En 2007, le Centre international de recherche sur le cancer (CIRC), une agence de l’Organisation mondiale de la santé (OMS) a classé les modifications du rythme circadien, tel le travail de nuit, comme “probablement cancérigènes”.
Ainsi, le corps humain ne s’adapte jamais tout à fait à des horaires décalés par rapport au rythme naturel, gouverné par la lumière du jour.
“Il n’existe aucun médicament dans le monde qui permette de synchroniser l’horloge, de l’avancer ou de la retarder”, avertit Claude Gronfier, neurobiologiste à l’Inserm.
– Une “étape passionnante” –
Lorsqu’on se force à rester éveillé, cela maintient à un niveau élevé la production de l’hormone du stress, le cortisol, qui normalement décline à l’arrivée de la nuit.
Ce mécanisme permet de maintenir notre état de vigilance, mais a des effets délétères sur notre système immunitaire et, à long terme, peut favoriser des maladies comme le cancer.
Ce rythme de vie entraîne aussi souvent la prise de repas hors des horaires normaux, à un moment où le métabolisme tourne au ralenti et où les calories seront plus susceptibles d’être transformées en graisse que brûlées.
“Le rythme cardiaque augmente, la pression artérielle et le niveau d’insuline augmentent” à une heure inhabituelle, et “votre corps n’est pas prêt pour ça”, résume pour l’AFP Hugh Piggins, professeur de neurosciences à l’université de Manchester.
Même à court terme, des perturbations des cycles éveil/sommeil comme celles provoquées par le décalage horaire peuvent être néfastes.
Prenez ainsi un vol Paris-Los Angeles: vous remontez de neuf heures dans le temps, vos horaires de repas et de coucher sont bouleversés.

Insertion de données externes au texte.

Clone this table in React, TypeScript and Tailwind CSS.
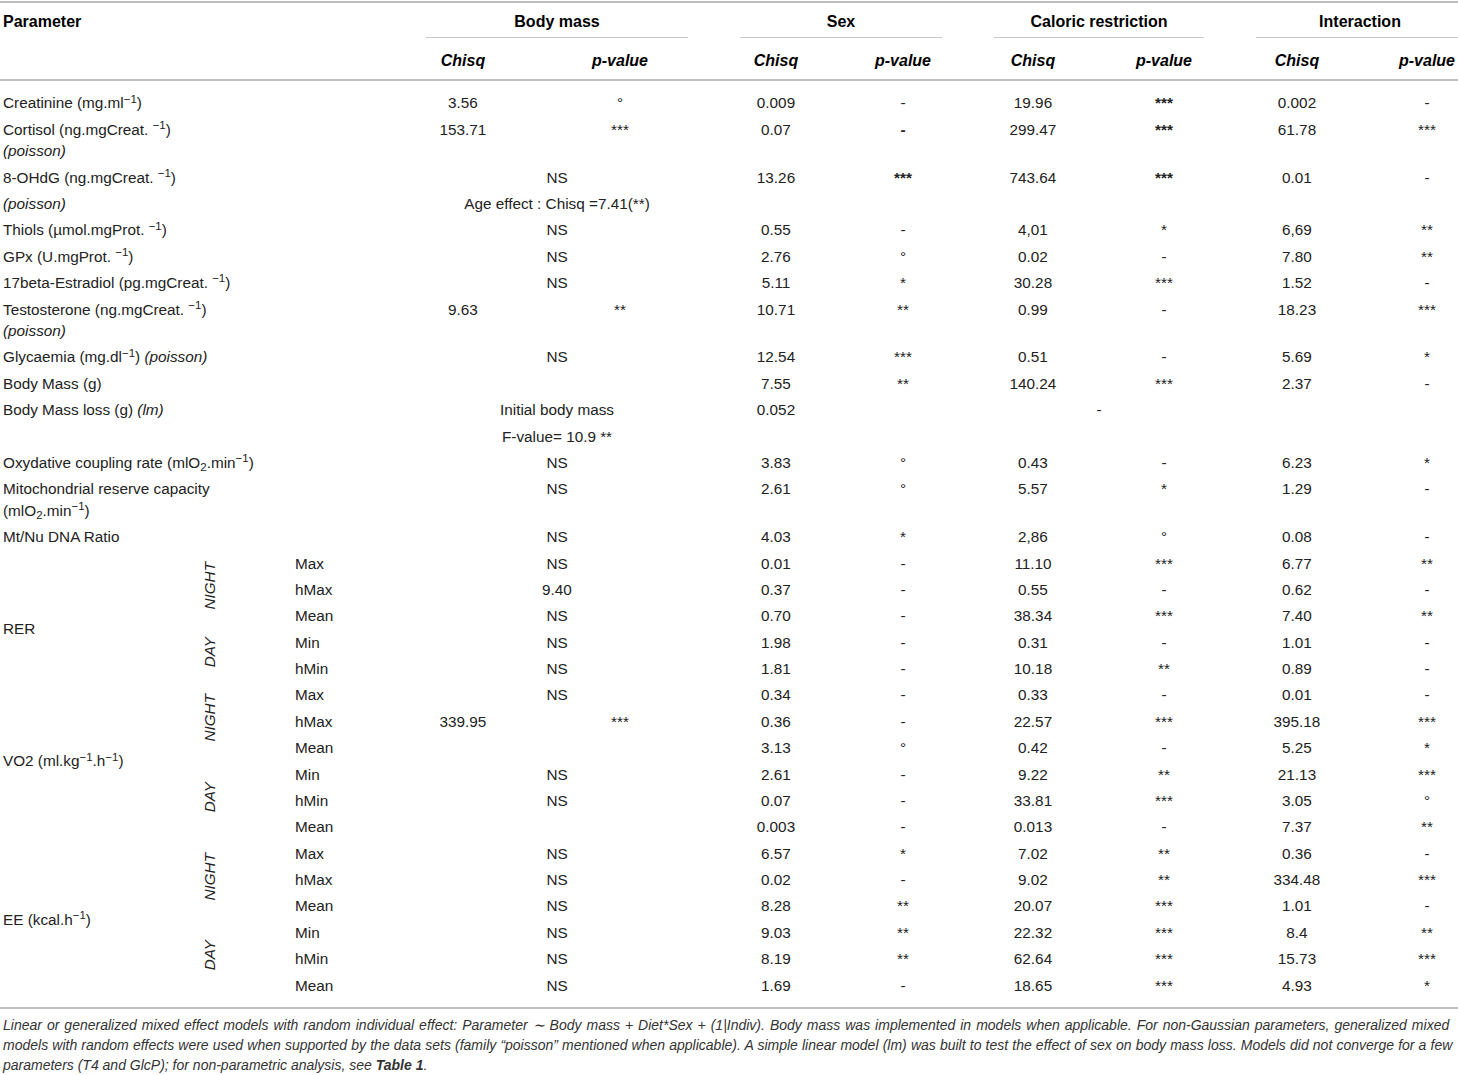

Résultat: des interactions plus difficiles, un manque d’empathie, du mal à tenir un raisonnement complexe ou même des difficultés de mémoire.
Dans cet état, les gens peuvent faire “des choses exagérément impulsives, comme griller un feu rouge, et ne pas mesurer les conséquences de leurs actions”, explique le Pr Foster.
Des liens ont aussi été trouvés entre les perturbations de l’horloge interne et la dépression, les troubles bipolaires et cognitifs, la mémoire et même certaines maladies neurologiques.
Dans ce champ de recherche, la chronobiologie, les scientifiques étudient également comment l’heure où l’on administre un médicament peut influer sur son efficacité et ses effets secondaires.
“Nous arrivons à l’étape passionnante où nous pouvons commencer à utiliser cette connaissance (de l’horloge biologique, NDLR) pour comprendre ce qui se passe quand ces systèmes fonctionnent mal et, plus important encore, pour développer de nouvelles pistes thérapeutiques”, souligné le Pr Foster.